Exercise description> In the listing below, locate the lines bearing the word "components". Copy every one of them.

Extracted material>
....................
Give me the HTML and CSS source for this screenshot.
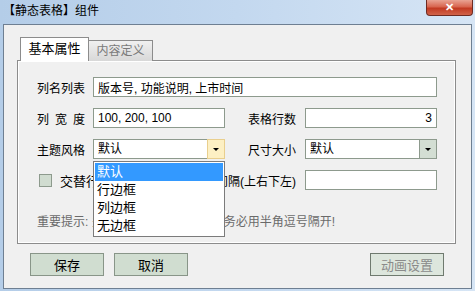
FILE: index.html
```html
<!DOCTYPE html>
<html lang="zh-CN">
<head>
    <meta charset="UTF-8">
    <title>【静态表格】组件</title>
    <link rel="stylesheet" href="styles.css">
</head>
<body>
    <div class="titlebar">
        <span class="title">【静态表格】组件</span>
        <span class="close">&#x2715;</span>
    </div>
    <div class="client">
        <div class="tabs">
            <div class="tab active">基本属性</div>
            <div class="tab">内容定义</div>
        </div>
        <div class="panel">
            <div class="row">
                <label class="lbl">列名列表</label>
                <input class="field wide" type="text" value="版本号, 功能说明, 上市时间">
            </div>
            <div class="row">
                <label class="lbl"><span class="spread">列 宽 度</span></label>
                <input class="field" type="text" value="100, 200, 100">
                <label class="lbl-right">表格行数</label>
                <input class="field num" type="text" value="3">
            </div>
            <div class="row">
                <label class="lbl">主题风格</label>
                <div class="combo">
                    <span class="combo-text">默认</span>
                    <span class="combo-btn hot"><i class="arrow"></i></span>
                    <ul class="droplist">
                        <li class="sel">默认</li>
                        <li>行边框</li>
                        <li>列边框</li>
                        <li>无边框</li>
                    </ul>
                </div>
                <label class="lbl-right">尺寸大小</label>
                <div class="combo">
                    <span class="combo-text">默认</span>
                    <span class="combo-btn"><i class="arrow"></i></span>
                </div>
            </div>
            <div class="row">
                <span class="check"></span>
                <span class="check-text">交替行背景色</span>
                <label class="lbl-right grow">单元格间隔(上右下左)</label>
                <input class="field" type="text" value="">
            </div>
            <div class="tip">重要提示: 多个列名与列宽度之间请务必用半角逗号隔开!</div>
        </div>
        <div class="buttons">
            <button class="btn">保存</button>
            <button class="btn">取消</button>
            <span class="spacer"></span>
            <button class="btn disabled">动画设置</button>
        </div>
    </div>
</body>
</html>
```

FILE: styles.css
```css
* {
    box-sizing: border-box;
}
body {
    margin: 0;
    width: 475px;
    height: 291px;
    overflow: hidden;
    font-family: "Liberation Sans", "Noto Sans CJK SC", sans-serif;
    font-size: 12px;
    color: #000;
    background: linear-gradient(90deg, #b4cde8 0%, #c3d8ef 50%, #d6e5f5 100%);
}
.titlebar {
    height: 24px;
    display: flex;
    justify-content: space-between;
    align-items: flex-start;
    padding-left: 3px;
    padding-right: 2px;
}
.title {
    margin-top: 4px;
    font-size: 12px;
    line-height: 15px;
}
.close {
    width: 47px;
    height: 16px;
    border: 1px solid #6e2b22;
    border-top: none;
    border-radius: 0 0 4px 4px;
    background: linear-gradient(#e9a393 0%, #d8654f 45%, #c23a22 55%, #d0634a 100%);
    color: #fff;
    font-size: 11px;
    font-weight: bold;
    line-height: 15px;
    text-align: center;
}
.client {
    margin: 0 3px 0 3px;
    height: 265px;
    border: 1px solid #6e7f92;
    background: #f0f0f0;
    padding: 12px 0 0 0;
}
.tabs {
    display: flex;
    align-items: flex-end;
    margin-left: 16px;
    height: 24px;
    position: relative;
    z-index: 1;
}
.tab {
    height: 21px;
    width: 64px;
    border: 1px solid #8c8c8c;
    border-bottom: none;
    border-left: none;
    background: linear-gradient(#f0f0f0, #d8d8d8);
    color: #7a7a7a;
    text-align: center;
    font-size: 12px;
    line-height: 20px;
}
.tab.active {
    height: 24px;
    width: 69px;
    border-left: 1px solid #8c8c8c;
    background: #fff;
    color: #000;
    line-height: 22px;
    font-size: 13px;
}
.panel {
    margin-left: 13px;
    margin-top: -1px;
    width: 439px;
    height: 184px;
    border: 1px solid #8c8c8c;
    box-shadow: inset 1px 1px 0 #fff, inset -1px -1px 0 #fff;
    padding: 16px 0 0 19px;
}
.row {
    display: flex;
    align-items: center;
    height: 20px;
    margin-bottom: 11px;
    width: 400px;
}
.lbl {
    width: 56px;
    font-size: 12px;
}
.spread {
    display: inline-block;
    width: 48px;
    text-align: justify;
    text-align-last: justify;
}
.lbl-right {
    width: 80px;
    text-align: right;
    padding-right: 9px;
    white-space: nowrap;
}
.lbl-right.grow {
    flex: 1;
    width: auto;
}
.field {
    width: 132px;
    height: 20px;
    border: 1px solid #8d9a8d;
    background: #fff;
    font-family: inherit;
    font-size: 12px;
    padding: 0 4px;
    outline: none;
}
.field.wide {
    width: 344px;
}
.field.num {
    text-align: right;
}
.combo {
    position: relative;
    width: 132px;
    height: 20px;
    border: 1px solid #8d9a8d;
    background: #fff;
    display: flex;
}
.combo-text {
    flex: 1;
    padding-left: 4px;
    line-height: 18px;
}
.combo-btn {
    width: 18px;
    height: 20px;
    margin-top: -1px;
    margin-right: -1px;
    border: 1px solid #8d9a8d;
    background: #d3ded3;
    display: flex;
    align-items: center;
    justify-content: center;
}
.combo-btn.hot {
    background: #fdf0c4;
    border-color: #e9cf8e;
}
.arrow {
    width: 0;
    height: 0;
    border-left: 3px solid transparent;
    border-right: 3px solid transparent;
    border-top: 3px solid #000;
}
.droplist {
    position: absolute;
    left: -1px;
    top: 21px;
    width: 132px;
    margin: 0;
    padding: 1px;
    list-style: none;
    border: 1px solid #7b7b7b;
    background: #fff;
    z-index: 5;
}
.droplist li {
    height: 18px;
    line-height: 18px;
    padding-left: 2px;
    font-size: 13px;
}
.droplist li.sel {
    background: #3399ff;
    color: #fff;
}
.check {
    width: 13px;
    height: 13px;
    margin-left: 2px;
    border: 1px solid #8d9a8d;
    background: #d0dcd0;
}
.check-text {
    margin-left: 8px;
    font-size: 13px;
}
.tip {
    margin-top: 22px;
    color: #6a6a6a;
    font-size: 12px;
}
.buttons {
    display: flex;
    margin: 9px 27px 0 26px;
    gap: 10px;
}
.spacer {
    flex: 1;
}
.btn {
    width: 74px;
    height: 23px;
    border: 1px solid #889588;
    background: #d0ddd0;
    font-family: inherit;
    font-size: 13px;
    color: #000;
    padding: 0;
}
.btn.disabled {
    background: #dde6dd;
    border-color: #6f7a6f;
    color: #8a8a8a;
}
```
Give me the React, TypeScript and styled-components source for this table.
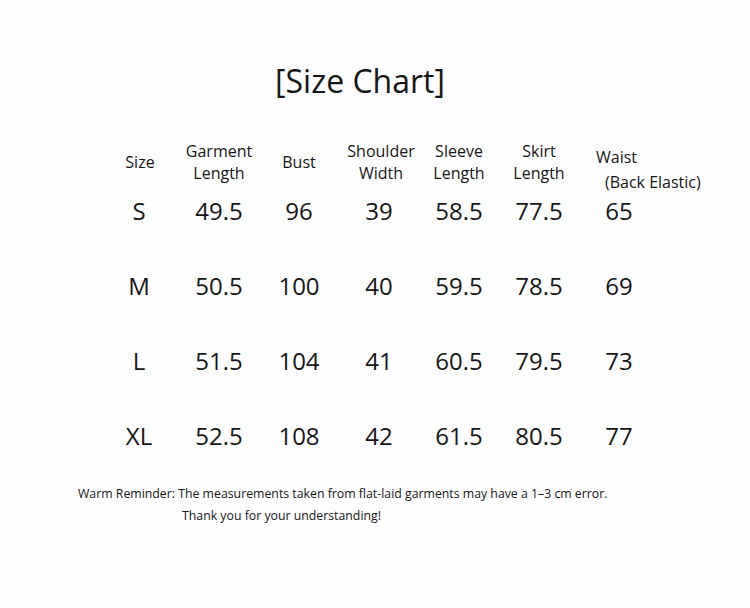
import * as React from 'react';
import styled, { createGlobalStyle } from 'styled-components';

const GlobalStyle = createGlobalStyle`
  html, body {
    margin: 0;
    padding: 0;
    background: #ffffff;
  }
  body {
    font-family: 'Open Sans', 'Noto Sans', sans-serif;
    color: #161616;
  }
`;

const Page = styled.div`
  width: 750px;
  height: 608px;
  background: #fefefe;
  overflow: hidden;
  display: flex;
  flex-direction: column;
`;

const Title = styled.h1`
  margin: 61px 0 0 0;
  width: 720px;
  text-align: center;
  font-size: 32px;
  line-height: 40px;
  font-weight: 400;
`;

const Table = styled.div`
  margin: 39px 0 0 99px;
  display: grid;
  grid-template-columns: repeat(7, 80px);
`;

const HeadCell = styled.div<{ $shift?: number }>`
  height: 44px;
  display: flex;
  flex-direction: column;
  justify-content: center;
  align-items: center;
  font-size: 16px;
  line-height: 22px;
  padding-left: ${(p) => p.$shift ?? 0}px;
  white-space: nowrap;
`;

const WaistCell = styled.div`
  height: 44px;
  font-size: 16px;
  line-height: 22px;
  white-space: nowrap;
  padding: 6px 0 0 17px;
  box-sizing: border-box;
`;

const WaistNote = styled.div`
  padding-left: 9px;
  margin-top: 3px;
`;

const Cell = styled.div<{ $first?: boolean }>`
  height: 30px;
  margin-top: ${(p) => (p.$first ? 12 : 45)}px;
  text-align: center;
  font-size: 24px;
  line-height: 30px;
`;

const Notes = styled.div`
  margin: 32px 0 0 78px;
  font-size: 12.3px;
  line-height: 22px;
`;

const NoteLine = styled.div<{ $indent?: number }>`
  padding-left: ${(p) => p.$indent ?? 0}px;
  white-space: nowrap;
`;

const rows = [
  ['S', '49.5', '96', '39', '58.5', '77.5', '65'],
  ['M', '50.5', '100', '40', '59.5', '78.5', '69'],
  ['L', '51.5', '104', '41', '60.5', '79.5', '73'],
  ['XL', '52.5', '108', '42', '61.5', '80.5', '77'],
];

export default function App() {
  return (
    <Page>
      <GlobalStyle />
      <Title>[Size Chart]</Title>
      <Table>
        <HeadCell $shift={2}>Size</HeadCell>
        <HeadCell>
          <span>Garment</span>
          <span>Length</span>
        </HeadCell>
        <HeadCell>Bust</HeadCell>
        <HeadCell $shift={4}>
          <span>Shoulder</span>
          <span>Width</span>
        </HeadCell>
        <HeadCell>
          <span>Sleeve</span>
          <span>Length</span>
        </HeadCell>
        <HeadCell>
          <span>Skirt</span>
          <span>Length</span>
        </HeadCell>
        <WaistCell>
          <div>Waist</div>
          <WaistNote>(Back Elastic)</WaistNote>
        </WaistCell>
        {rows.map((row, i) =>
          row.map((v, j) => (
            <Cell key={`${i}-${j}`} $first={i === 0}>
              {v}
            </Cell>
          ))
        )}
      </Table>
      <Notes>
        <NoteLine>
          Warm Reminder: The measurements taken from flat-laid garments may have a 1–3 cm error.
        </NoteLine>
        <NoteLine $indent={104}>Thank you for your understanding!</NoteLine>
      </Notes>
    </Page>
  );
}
....................
Response>
Give me the React, TypeScript and styled-components source for this table.
import styled, { createGlobalStyle } from 'styled-components';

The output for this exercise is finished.